MEMBER: American Psychological Association (fellow), American Anthropological Association (fellow), Society for Applied Anthropology (fellow), National Academy of Public Administration (fellow), Global Business Network, Cosmos Club, Phi Beta Kappa.

AWARDS, HONORS: Woodrow Wilson fellowship, New College, Oxford, 1954–55; National Institute of Mental Health research and training fellowship, 1960–63; National Autonomous University of Mexico fellowship at Center for Advanced Study in the Behavioral Sciences, 1968–69.

WRITINGS:

(With Erich Fromm) Social Character in a Mexican Village, Prentice-Hall (New York, NY), 1970, published with new introduction by Maccoby, Transaction Publishers (New Brunswick, NJ), 1996.

The Gamesman: The New Corporate Leaders, Simon & Schuster (New York, NY), 1976.

The Leader: A New Face for American Management, Simon & Schuster (New York, NY), 1981.

(With Anders Edstrom, Lennart Stromberg, and Jan Erik Rendahl) Leadership for Sweden, Liber (Lund, Sweden), 1985.

Why Work: Leading the New Generation, Simon & Schuster (New York, NY), 1988, second edition, 1995, published as Why Work: Motivating and Leading the New Generation, 1989.

(Editor) Sweden at the Edge: Lessons for American and Swedish Managers, University of Pennsylvania Press (University Park, PA), 1991.

(Editor, with Mauricio Cortina) A Prophetic Analyst: Erich Fromm's Contribution to Psychoanalysis, Jason Aronson (Northvale, NJ), 1996.

The Productive Narcissist: The Promise and Peril of Visionary Leadership, Broadway Books (New York, NY), 2003.

Also contributor to books, including The Liberal Papers, edited by J. Roosevelt, Doubleday, 1961; Peasant Society: A Reader, edited by J. M. Potter and others, Little, Brown, 1967; Studies in Cognitive Growth, edited by Jerome S. Bruner and others, Wiley, 1967; Television Today: The End of Communication and the Death of Community, edited by Ralph Stavins, Institute for Policy Studies, 1969; Crisis in American Institutions, edited by J. H. Skolnick and others, Little, Brown, 1970; The Drinking Man, edited by David C. McClelland and others, Free Press, 1972; Exploring Contradictions: Papers from the Congressional Staff Seminars on Political Economy, edited by Phillip Brenner, Robert Borosage, and Bethany Weidner, McKay, 1974; Humanizing the Workplace, edited by R. Fairfield, Prometheus Books, 1974; Village Viability in Contemporary Society, edited by B. Lenkerd and P. C. Reining, Westview Press, 1980; and Managing Innovation, edited by E. W. Colgazier, Jr., and S. B. Lundsteldt, Pergamon, 1982. Contributor of introductions to books, including Barbara O'Brien's Operators and Things: The Inner Life of a Schizophrenic, Arlington Press, 1959; David C. H. Sheppard and Neal Q. Herrick's, Where Have All the Robots Gone?, Macmillan (New York, NY), 1972; and Neal Q. Herrick's, The Quality of Work and Its Outcomes, Academy for Contemporary Problems (Columbus, OH), 1975. Contributor to many psychiatry and social science journals in United States and Mexico.

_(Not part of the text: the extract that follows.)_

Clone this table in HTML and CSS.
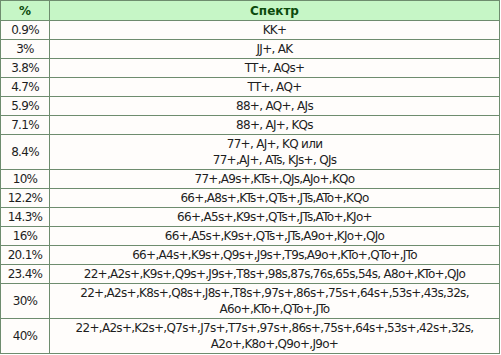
FILE: index.html
```html
<!DOCTYPE html>
<html lang="ru">
<head>
  <meta charset="UTF-8" />
  <title>Спектр</title>
  <link rel="stylesheet" href="styles.css">
</head>
<body>
  <table class="range-table">
    <tr>
      <th class="pct">%</th>
      <th>Спектр</th>
    </tr>
    <tr><td class="pct">0.9%</td><td>KK+</td></tr>
    <tr><td class="pct">3%</td><td>JJ+, AK</td></tr>
    <tr><td class="pct">3.8%</td><td>TT+, AQs+</td></tr>
    <tr><td class="pct">4.7%</td><td>TT+, AQ+</td></tr>
    <tr><td class="pct">5.9%</td><td>88+, AQ+, AJs</td></tr>
    <tr><td class="pct">7.1%</td><td>88+, AJ+, KQs</td></tr>
    <tr><td class="pct">8.4%</td><td>77+, AJ+, KQ или<br>77+,AJ+, ATs, KJs+, QJs</td></tr>
    <tr><td class="pct">10%</td><td>77+,A9s+,KTs+,QJs,AJo+,KQo</td></tr>
    <tr><td class="pct">12.2%</td><td>66+,A8s+,KTs+,QTs+,JTs,ATo+,KQo</td></tr>
    <tr><td class="pct">14.3%</td><td>66+,A5s+,K9s+,QTs+,JTs,ATo+,KJo+</td></tr>
    <tr><td class="pct">16%</td><td>66+,A5s+,K9s+,QTs+,JTs,A9o+,KJo+,QJo</td></tr>
    <tr><td class="pct">20.1%</td><td>66+,A4s+,K9s+,Q9s+,J9s+,T9s,A9o+,KTo+,QTo+,JTo</td></tr>
    <tr><td class="pct">23.4%</td><td>22+,A2s+,K9s+,Q9s+,J9s+,T8s+,98s,87s,76s,65s,54s, A8o+,KTo+,QJo</td></tr>
    <tr><td class="pct">30%</td><td>22+,A2s+,K8s+,Q8s+,J8s+,T8s+,97s+,86s+,75s+,64s+,53s+,43s,32s,<br>A6o+,KTo+,QTo+,JTo</td></tr>
    <tr><td class="pct">40%</td><td>22+,A2s+,K2s+,Q7s+,J7s+,T7s+,97s+,86s+,75s+,64s+,53s+,42s+,32s,<br>A2o+,K8o+,Q9o+,J9o+</td></tr>
  </table>
</body>
</html>
```

FILE: styles.css
```css
body {
  margin: 0;
  background-color: #fff;
  font-family: "DejaVu Sans", Verdana, sans-serif;
  font-size: 12px;
  letter-spacing: -0.7px;
  color: #1e1e1e;
}
.range-table {
  width: 500px;
  border-collapse: collapse;
  background-color: #fffdfb;
}
.range-table th,
.range-table td {
  border: 1px solid #6e8c6e;
  text-align: center;
  padding: 1px 2px;
  line-height: 16px;
  height: 16px;
}
.range-table th {
  background-color: #c6f6c6;
  color: #0c4a0c;
  font-weight: bold;
  letter-spacing: 0;
  height: 17px;
}
.pct {
  width: 44px;
}
```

SIDELIGHTS: Michael Maccoby is a psychoanalyst who, as a frequent business consultant, has developed an interest in the psychology of the workplace. He has written several books on this subject, including The Leader: A New Face for American Management, Why Work: Leading the New Generation, and The Productive Narcissist: The Promise and Peril of Visionary Leadership. These books analyze personality types in businesses, both management and regular employees, and comment on how the social dynamics have changed over the years and how smart businesspeople can take advantage of this.

Maccoby's first book to combine psychology and business advice, the 1976 study The Gamesman: The New Corporate Leaders, defines the executive of the 1970s as "cool, pragmatic, flexible, fascinated by challenges and above all eager to win, and willing to be manipulative for that purpose," according to Bernard A. Weisberger in a Washington Post review. The gamesman, continued Weisberger, "was a creation of the adventurous business climate of the '60s, and took his place alongside other managerial types—the craftsman, the jungle fighter, the company man—who emerged at earlier stages of economic development."

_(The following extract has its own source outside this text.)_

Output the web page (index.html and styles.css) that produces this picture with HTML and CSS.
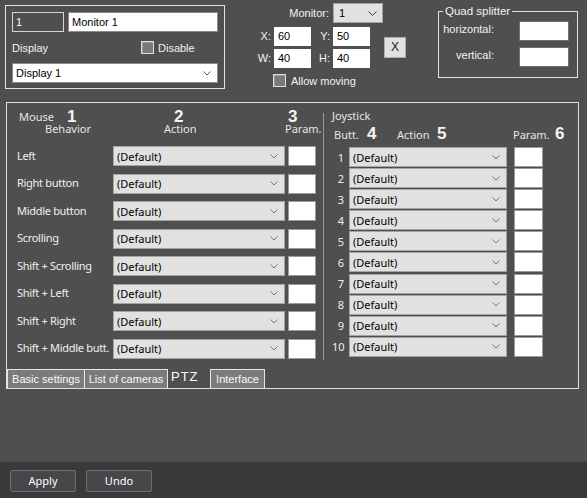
FILE: index.html
```html
<!DOCTYPE html>
<html>
<head>
<meta charset="utf-8">
<link rel="stylesheet" href="styles.css">
</head>
<body>
<div class="app">
  <div class="main">
    <div class="top">
      <div class="mon-box">
        <div class="row1">
          <div class="field id">1</div>
          <div class="field name">Monitor 1</div>
        </div>
        <div class="row2">
          <span class="disp">Display</span>
          <span class="check"></span>
          <span>Disable</span>
        </div>
        <div class="select white wide"><span>Display 1</span><svg class="chev" width="8" height="5" viewBox="0 0 8 5"><polyline points="0.5,0.5 4,4 7.5,0.5" fill="none" stroke="#555" stroke-width="1"/></svg></div>
      </div>

      <div class="coords">
        <div class="mon-row">
          <span class="mon-lbl">Monitor:</span>
          <div class="select mon-sel"><span>1</span><svg class="chev" width="9" height="5" viewBox="0 0 9 5"><polyline points="0.5,0.5 4.5,4.5 8.5,0.5" fill="none" stroke="#444" stroke-width="1"/></svg></div>
        </div>
        <div class="xy">
          <span class="cl">X:</span><div class="field num">60</div>
          <span class="cl">Y:</span><div class="field num">50</div>
          <div class="xbtn">X</div>
          <span class="cl">W:</span><div class="field num">40</div>
          <span class="cl">H:</span><div class="field num">40</div>
        </div>
        <div class="allow"><span class="check"></span><span>Allow moving</span></div>
      </div>

      <fieldset class="quad">
        <legend>Quad splitter</legend>
        <div class="quad-grid">
          <span class="ql">horizontal:</span><div class="field qf"></div>
          <span class="ql">vertical:</span><div class="field qf"></div>
        </div>
      </fieldset>
    </div>

    <div class="panel">
      <div class="panel-body">
        <div class="mouse">
          <div class="mhead">
            <div class="hline l1">
              <div class="c1"><span class="mt">Mouse</span><span class="big">1</span></div>
              <div class="c2"><span class="big">2</span></div>
              <div class="c3"></div>
              <div class="c4"><span class="big">3</span></div>
            </div>
            <div class="hline l2">
              <div class="c1"><span class="beh">Behavior</span></div>
              <div class="c2"><span class="act">Action</span></div>
              <div class="c3"></div>
              <div class="c4"><span class="par">Param.</span></div>
            </div>
          </div>
          <div class="mrows">
            <div class="mrow"><span class="ml">Left</span><div class="select msel"><span>(Default)</span><svg class="chev" width="8" height="5" viewBox="0 0 8 5"><polyline points="0.5,0.5 4,4 7.5,0.5" fill="none" stroke="#777" stroke-width="1"/></svg></div><div class="pbox"></div></div>
            <div class="mrow"><span class="ml">Right button</span><div class="select msel"><span>(Default)</span><svg class="chev" width="8" height="5" viewBox="0 0 8 5"><polyline points="0.5,0.5 4,4 7.5,0.5" fill="none" stroke="#777" stroke-width="1"/></svg></div><div class="pbox"></div></div>
            <div class="mrow"><span class="ml">Middle button</span><div class="select msel"><span>(Default)</span><svg class="chev" width="8" height="5" viewBox="0 0 8 5"><polyline points="0.5,0.5 4,4 7.5,0.5" fill="none" stroke="#777" stroke-width="1"/></svg></div><div class="pbox"></div></div>
            <div class="mrow"><span class="ml">Scrolling</span><div class="select msel"><span>(Default)</span><svg class="chev" width="8" height="5" viewBox="0 0 8 5"><polyline points="0.5,0.5 4,4 7.5,0.5" fill="none" stroke="#777" stroke-width="1"/></svg></div><div class="pbox"></div></div>
            <div class="mrow"><span class="ml">Shift + Scrolling</span><div class="select msel"><span>(Default)</span><svg class="chev" width="8" height="5" viewBox="0 0 8 5"><polyline points="0.5,0.5 4,4 7.5,0.5" fill="none" stroke="#777" stroke-width="1"/></svg></div><div class="pbox"></div></div>
            <div class="mrow"><span class="ml">Shift + Left</span><div class="select msel"><span>(Default)</span><svg class="chev" width="8" height="5" viewBox="0 0 8 5"><polyline points="0.5,0.5 4,4 7.5,0.5" fill="none" stroke="#777" stroke-width="1"/></svg></div><div class="pbox"></div></div>
            <div class="mrow"><span class="ml">Shift + Right</span><div class="select msel"><span>(Default)</span><svg class="chev" width="8" height="5" viewBox="0 0 8 5"><polyline points="0.5,0.5 4,4 7.5,0.5" fill="none" stroke="#777" stroke-width="1"/></svg></div><div class="pbox"></div></div>
            <div class="mrow"><span class="ml">Shift + Middle butt.</span><div class="select msel"><span>(Default)</span><svg class="chev" width="8" height="5" viewBox="0 0 8 5"><polyline points="0.5,0.5 4,4 7.5,0.5" fill="none" stroke="#777" stroke-width="1"/></svg></div><div class="pbox"></div></div>
          </div>
        </div>

        <div class="sep"></div>

        <div class="joy">
          <div class="jhead">
            <div class="jl1">Joystick</div>
            <div class="jl2">
              <span class="j-butt">Butt.</span><span class="big j4">4</span><span class="j-act">Action</span><span class="big j5">5</span><span class="j-par">Param.</span><span class="big">6</span>
            </div>
          </div>
          <div class="jrows">
            <div class="jrow"><span class="jn">1</span><div class="select jsel"><span>(Default)</span><svg class="chev" width="8" height="5" viewBox="0 0 8 5"><polyline points="0.5,0.5 4,4 7.5,0.5" fill="none" stroke="#777" stroke-width="1"/></svg></div><div class="pbox jp"></div></div>
            <div class="jrow"><span class="jn">2</span><div class="select jsel"><span>(Default)</span><svg class="chev" width="8" height="5" viewBox="0 0 8 5"><polyline points="0.5,0.5 4,4 7.5,0.5" fill="none" stroke="#777" stroke-width="1"/></svg></div><div class="pbox jp"></div></div>
            <div class="jrow"><span class="jn">3</span><div class="select jsel"><span>(Default)</span><svg class="chev" width="8" height="5" viewBox="0 0 8 5"><polyline points="0.5,0.5 4,4 7.5,0.5" fill="none" stroke="#777" stroke-width="1"/></svg></div><div class="pbox jp"></div></div>
            <div class="jrow"><span class="jn">4</span><div class="select jsel"><span>(Default)</span><svg class="chev" width="8" height="5" viewBox="0 0 8 5"><polyline points="0.5,0.5 4,4 7.5,0.5" fill="none" stroke="#777" stroke-width="1"/></svg></div><div class="pbox jp"></div></div>
            <div class="jrow"><span class="jn">5</span><div class="select jsel"><span>(Default)</span><svg class="chev" width="8" height="5" viewBox="0 0 8 5"><polyline points="0.5,0.5 4,4 7.5,0.5" fill="none" stroke="#777" stroke-width="1"/></svg></div><div class="pbox jp"></div></div>
            <div class="jrow"><span class="jn">6</span><div class="select jsel"><span>(Default)</span><svg class="chev" width="8" height="5" viewBox="0 0 8 5"><polyline points="0.5,0.5 4,4 7.5,0.5" fill="none" stroke="#777" stroke-width="1"/></svg></div><div class="pbox jp"></div></div>
            <div class="jrow"><span class="jn">7</span><div class="select jsel"><span>(Default)</span><svg class="chev" width="8" height="5" viewBox="0 0 8 5"><polyline points="0.5,0.5 4,4 7.5,0.5" fill="none" stroke="#777" stroke-width="1"/></svg></div><div class="pbox jp"></div></div>
            <div class="jrow"><span class="jn">8</span><div class="select jsel"><span>(Default)</span><svg class="chev" width="8" height="5" viewBox="0 0 8 5"><polyline points="0.5,0.5 4,4 7.5,0.5" fill="none" stroke="#777" stroke-width="1"/></svg></div><div class="pbox jp"></div></div>
            <div class="jrow"><span class="jn">9</span><div class="select jsel"><span>(Default)</span><svg class="chev" width="8" height="5" viewBox="0 0 8 5"><polyline points="0.5,0.5 4,4 7.5,0.5" fill="none" stroke="#777" stroke-width="1"/></svg></div><div class="pbox jp"></div></div>
            <div class="jrow"><span class="jn">10</span><div class="select jsel"><span>(Default)</span><svg class="chev" width="8" height="5" viewBox="0 0 8 5"><polyline points="0.5,0.5 4,4 7.5,0.5" fill="none" stroke="#777" stroke-width="1"/></svg></div><div class="pbox jp"></div></div>
          </div>
        </div>
      </div>

      <div class="tabs">
        <div class="tab t1">Basic settings</div>
        <div class="tab t2">List of cameras</div>
        <div class="tab t3 active">PTZ</div>
        <div class="tab t4">Interface</div>
      </div>
    </div>
  </div>

  <div class="footer">
    <div class="btn">Apply</div>
    <div class="btn">Undo</div>
  </div>
</div>
</body>
</html>
```

FILE: styles.css
```css
* { box-sizing: border-box; }

body {
  margin: 0;
  background: #4f4f4f;
  font-family: "Noto Sans", "Open Sans", sans-serif;
  font-size: 11px;
  color: #f0f0f0;
}

.app {
  width: 587px;
  height: 498px;
  display: flex;
  flex-direction: column;
  overflow: hidden;
}

.main { flex: 1; }

/* ---------- top area ---------- */
.top {
  display: flex;
  align-items: flex-start;
  height: 102px;
  font-family: "Liberation Sans", Arial, sans-serif;
  font-size: 11px;
  color: #f2f2f2;
}

.mon-box {
  margin: 5px 0 0 5px;
  width: 220px;
  height: 84px;
  border: 1px solid #e4e4e4;
  padding: 6px;
}

.row1 { display: flex; gap: 4px; }

.field {
  height: 20px;
  line-height: 18px;
  padding-left: 3px;
  border: 1px solid #8a8a8a;
  background: #fff;
  color: #000;
  font-family: "Liberation Sans", Arial, sans-serif;
  font-size: 11px;
}

.field.id {
  width: 52px;
  background: #4f4f4f;
  border-color: #d6d6d6;
  color: #fff;
}

.field.name { width: 150px; }

.row2 {
  display: flex;
  align-items: center;
  height: 31px;
}

.disp { width: 129px; }

.check {
  width: 13px;
  height: 13px;
  border: 1px solid #dedede;
  background: #7a7a7a;
  box-shadow: inset 1px 1px 0 #9a9a9a;
  margin-right: 4px;
}

.select {
  display: flex;
  align-items: center;
  justify-content: space-between;
  height: 20px;
  border: 1px solid #a3a3a3;
  background: #e1e1e1;
  color: #000;
  padding: 0 6px 0 3px;
}

.select.white { background: #fff; border-color: #8a8a8a; }
.wide { width: 206px; }
.chev { flex: none; }

/* coords */
.coords {
  margin: 3px 0 0 30px;
  width: 151px;
}

.mon-row { display: flex; align-items: center; }
.mon-lbl { width: 74px; text-align: right; margin-right: 4px; }
.mon-sel { width: 50px; padding: 0 5px 0 5px; font-family: "Liberation Sans", Arial, sans-serif; font-size: 11px; }

.xy {
  display: grid;
  grid-template-columns: 19px 37px 22px 37px 36px;
  grid-template-rows: 19px 19px;
  row-gap: 3px;
  margin-top: 4px;
}

.cl {
  text-align: right;
  padding-right: 3px;
  line-height: 19px;
}

.field.num { height: 19px; line-height: 17px; border-color: #fff; }

.xbtn {
  grid-column: 5;
  grid-row: 1 / span 2;
  align-self: center;
  justify-self: end;
  width: 22px;
  height: 21px;
  border: 1px solid #adadad;
  background: #e1e1e1;
  color: #222;
  text-align: center;
  line-height: 19px;
  font-size: 12px;
}

.allow {
  display: flex;
  align-items: center;
  margin-top: 6px;
  padding-left: 18px;
}

.allow .check { margin-right: 5px; }

/* quad splitter */
.quad {
  margin: 4px 0 0 32px;
  width: 140px;
  border: 1px solid #e4e4e4;
  padding: 3px 8px 10px 4px;
  min-width: 0;
}

.quad legend {
  padding: 0 2px;
  line-height: 14px;
  font-size: 11.5px;
}

.quad-grid {
  display: grid;
  grid-template-columns: 51px 50px;
  column-gap: 25px;
  row-gap: 6px;
  align-items: center;
}

.ql { text-align: right; padding-bottom: 4px; }
.field.qf { width: 50px; border-color: #707070; }

/* ---------- panel ---------- */
.panel {
  margin-left: 6px;
  width: 573px;
  height: 287px;
  border: 1px solid #dedede;
  display: flex;
  flex-direction: column;
}

.panel-body { flex: 1; display: flex; }

.mouse { margin-left: 10px; width: 299px; }

.mhead { height: 43px; padding-top: 7px; }

.hline { display: flex; }
.l1 { height: 13px; line-height: 13px; }
.l2 { height: 11px; line-height: 11px; }
.hline .c1 { width: 96px; }
.hline .c2 { width: 172px; }
.hline .c3 { width: 3px; }
.hline .c4 { width: 28px; }

.l1 .c1 { display: flex; padding-left: 2px; }
.mt { width: 48px; color: #e6e6e6; }

.big {
  display: block;
  height: 13px;
  font-family: "Liberation Sans", Arial, sans-serif;
  font-weight: bold;
  font-size: 17px;
  line-height: 13px;
  color: #f4f4f4;
}

.l1 .c2 { padding-left: 61px; }
.l2 .c1 { padding-left: 28px; }
.l2 .c2 { padding-left: 51px; }
.beh, .act, .par { display: block; color: #e6e6e6; }
.par { margin-left: -3px; white-space: nowrap; }

.mrows { display: flex; flex-direction: column; gap: 7.5px; }
.mrow { display: flex; align-items: center; height: 20px; }
.ml {
  width: 96px;
  white-space: nowrap;
  letter-spacing: -0.3px;
  padding-bottom: 2px;
}
.msel { width: 172px; }

.pbox {
  width: 28px;
  height: 20px;
  margin-left: 3px;
  background: #fff;
  border: 1px solid #9a9a9a;
}

.sep {
  width: 1px;
  margin: 10px 0 0 7px;
  height: 247px;
  background: #9a9a9a;
}

.joy { margin-left: 8px; }

.jhead { height: 44px; padding-top: 6px; }
.jl1 { line-height: 13px; color: #e6e6e6; }
.jl2 {
  display: flex;
  align-items: baseline;
  margin-top: 5px;
  padding-left: 2px;
  line-height: 13px;
  color: #e6e6e6;
}

.j-butt { width: 33px; }
.j4 { width: 30px; }
.j-act { width: 40px; }
.j5 { width: 76px; }
.j-par { width: 42px; }

.jrows { display: flex; flex-direction: column; gap: 1.1px; }
.jrow { display: flex; align-items: center; height: 20px; }
.jn { width: 17px; text-align: right; padding-right: 5px; }
.jsel { width: 158px; }
.pbox.jp { width: 29px; margin-left: 7px; }

/* tabs */
.tabs {
  display: flex;
  align-items: flex-end;
  height: 19px;
  font-family: "Liberation Sans", Arial, sans-serif;
  font-size: 11px;
}

.tab {
  height: 19px;
  line-height: 18px;
  text-align: center;
  border: 1px solid #e6e6e6;
  border-bottom: 0;
  background: #7b7b7b;
  color: #fafafa;
  white-space: nowrap;
}

.t1 { width: 78px; }
.t2 { width: 84px; margin-left: -1px; }
.t3 { width: 42px; }
.t4 { width: 55px; }

.tab.active {
  background: transparent;
  border: 0;
  line-height: 16px;
  font-size: 13px;
  letter-spacing: 1px;
  text-align: left;
  padding-left: 3px;
}

/* footer */
.footer {
  height: 36px;
  background: #3a393a;
  display: flex;
  gap: 10px;
  padding: 8px 0 0 10px;
}

.btn {
  width: 66px;
  height: 22px;
  border: 1px solid #6f6e73;
  border-radius: 2px;
  background: #47464a;
  color: #fff;
  text-align: center;
  line-height: 20px;
  font-size: 11px;
}
```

In the 1980s, with its different social and economic conditions, the gamesman has been replaced by the subjects of Maccoby's next book, The Leader. The leaders of business and industry in this decade, as Weisberger noted in his review, evolved from a social ethic "more individualistic and resistant to authority than it once was; what's more, the men and women of the workplace are less willing to commit themselves totally to their jobs…. To bring out the best in such people—which, for Maccoby, is the true function and art of leadership—tomorrow's managers will have to be flexible, humane, involved and caring; 'less charismatic and narcissistic than past leaders,'… and recognizing that it is 'logical and necessary … to share the functions of leadership.'"

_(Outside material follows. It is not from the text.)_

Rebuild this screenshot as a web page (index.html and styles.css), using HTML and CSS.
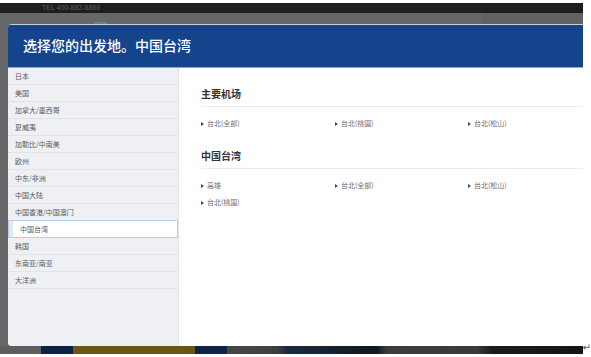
FILE: index.html
```html
<!DOCTYPE html>
<html lang="zh-CN">
<head>
<meta charset="utf-8">
<title>选择您的出发地</title>
<link rel="stylesheet" href="styles.css">
</head>
<body>
<div class="shot">
  <div class="screen">
    <div class="topbar"><span class="tel">TEL 400-882-8888</span></div>
    <div class="band"><span class="band-tab"></span></div>
    <div class="stage">
      <div class="modal">
        <div class="modal-head"><h1 class="title">选择您的出发地。中国台湾</h1></div>
        <div class="modal-body">
          <ul class="regions">
            <li class="region">日本</li>
            <li class="region">美国</li>
            <li class="region">加拿大/墨西哥</li>
            <li class="region">夏威夷</li>
            <li class="region">加勒比/中南美</li>
            <li class="region">欧州</li>
            <li class="region">中东/非洲</li>
            <li class="region">中国大陆</li>
            <li class="region">中国香港/中国澳门</li>
            <li class="region region-active">中国台湾</li>
            <li class="region">韩国</li>
            <li class="region">东南亚/南亚</li>
            <li class="region">大洋洲</li>
          </ul>
          <div class="content">
            <section class="group">
              <h2 class="group-title">主要机场</h2>
              <ul class="links">
                <li class="link">台北(全部)</li>
                <li class="link">台北(桃園)</li>
                <li class="link">台北(松山)</li>
              </ul>
            </section>
            <section class="group">
              <h2 class="group-title">中国台湾</h2>
              <ul class="links">
                <li class="link">高雄</li>
                <li class="link">台北(全部)</li>
                <li class="link">台北(松山)</li>
                <li class="link">台北(桃園)</li>
              </ul>
            </section>
          </div>
        </div>
      </div>
    </div>
    <div class="strip">
      <span class="seg seg-grey"></span>
      <span class="seg seg-navy"></span>
      <span class="seg seg-gold"></span>
      <span class="seg seg-navy2"></span>
      <span class="seg seg-dark"></span>
    </div>
  </div>
  <span class="mark">↵</span>
</div>
</body>
</html>
```
FILE: styles.css
```css
html, body {
  margin: 0;
  padding: 0;
  background: #ffffff;
}

body {
  font-family: "Noto Sans CJK SC", "Noto Sans", sans-serif;
  width: 591px;
  height: 357px;
  overflow: hidden;
}

.shot {
  display: flex;
  align-items: flex-end;
  padding-top: 3px;
}

.screen {
  width: 583px;
  height: 351px;
  background: #676767;
  display: flex;
  flex-direction: column;
}

.topbar {
  height: 10px;
  background: #1e1e1e;
  display: flex;
  align-items: center;
  padding-left: 42px;
}

.tel {
  font-family: "Liberation Sans", Arial, sans-serif;
  font-size: 7px;
  line-height: 10px;
  color: #5a5a5a;
}

.band {
  height: 11px;
  background: linear-gradient(90deg, #676767 0, #676767 482px, #626262 482px);
  position: relative;
}

.band-tab {
  position: absolute;
  left: 94px;
  bottom: 0;
  width: 13px;
  height: 2px;
  background: #767b84;
}

.stage {
  height: 322px;
  padding-left: 8px;
  display: flex;
}

.modal {
  flex: 1;
  display: flex;
  flex-direction: column;
  border-radius: 4px 0 0 4px;
  overflow: hidden;
  background: #ffffff;
}

.modal-head {
  height: 42px;
  border-top: 1px solid #c9ced8;
  border-bottom: 1px solid #8fa6cc;
  background: #13448c;
  display: flex;
  align-items: center;
  padding-left: 15px;
}

.title {
  margin: 0 0 3px 0;
  font-size: 14px;
  font-weight: 500;
  line-height: 18px;
  color: #ffffff;
}

.modal-body {
  flex: 1;
  display: flex;
}

.regions {
  list-style: none;
  margin: 0;
  padding: 0;
  width: 170px;
  background: #eff0f4;
  border-right: 1px solid #e3e4e9;
}

.region {
  height: 16px;
  line-height: 16px;
  border-bottom: 1px solid #e2e3e8;
  padding-left: 7px;
  font-size: 7px;
  color: #5a5a5a;
}

.region-active {
  background: #ffffff;
  border: 1px solid #b8cdee;
  height: 16px;
  line-height: 16px;
  margin-top: -1px;
  padding-left: 11px;
  box-shadow: inset 4px 0 0 #e6e7ec;
}

.content {
  flex: 1;
  padding: 19px 0 0 22px;
}

.group + .group {
  margin-top: 17px;
}

.group-title {
  margin: 0;
  font-size: 10px;
  font-weight: bold;
  line-height: 14px;
  color: #333333;
  padding-bottom: 5px;
  border-bottom: 1px solid #ececec;
}

.links {
  list-style: none;
  margin: 0;
  padding: 8px 0 0 0;
  display: grid;
  grid-template-columns: 134px 133px 1fr;
}

.link {
  height: 17px;
  line-height: 17px;
  font-size: 7px;
  color: #707070;
  display: flex;
  align-items: center;
  gap: 3px;
}

.link::before {
  content: "";
  width: 0;
  height: 0;
  border-top: 2px solid transparent;
  border-bottom: 2px solid transparent;
  border-left: 3px solid #1d4f9e;
}

.strip {
  height: 8px;
  display: flex;
}

.seg {
  display: block;
  height: 100%;
}

.seg-grey { width: 41px; background: #5e5e5e; }
.seg-navy { width: 32px; background: #0f2148; }
.seg-gold { width: 122px; background: #6b5612; }
.seg-navy2 { width: 32px; background: #0f234a; }
.seg-dark {
  flex: 1;
  background: linear-gradient(90deg, #474747 0, #3f3f3f 50px, #1a2a3c 60px, #101820 150px, #3d3d3d 160px, #3a3a3a 250px, #1c1c1c 265px, #151515 356px);
}

.mark {
  font-family: "DejaVu Sans", sans-serif;
  font-size: 10px;
  line-height: 10px;
  color: #555555;
  margin-bottom: 1px;
}
```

Why Work is the result of seven years of research during which Maccoby analyzed three thousand survey responses and four hundred interviews of employees. From this, the psychologist developed several generalized personality types of workers in technoservice industries that have emerged by the late 1980s: "experts," whose specialized technical knowledge is helpful but who may not wish to share their expertise fairly; "helpers," who are people-oriented and like to help others, but who may not assert themselves in ways that can help their company; "defenders," who try to maintain the dignity of the employees but who may prove to be divisive factors in an organization; "self-developers," who are focused on trying to improve themselves by gaining new skills and experiences; and "innovators," who are the most creative but who are at risk of becoming egocentric.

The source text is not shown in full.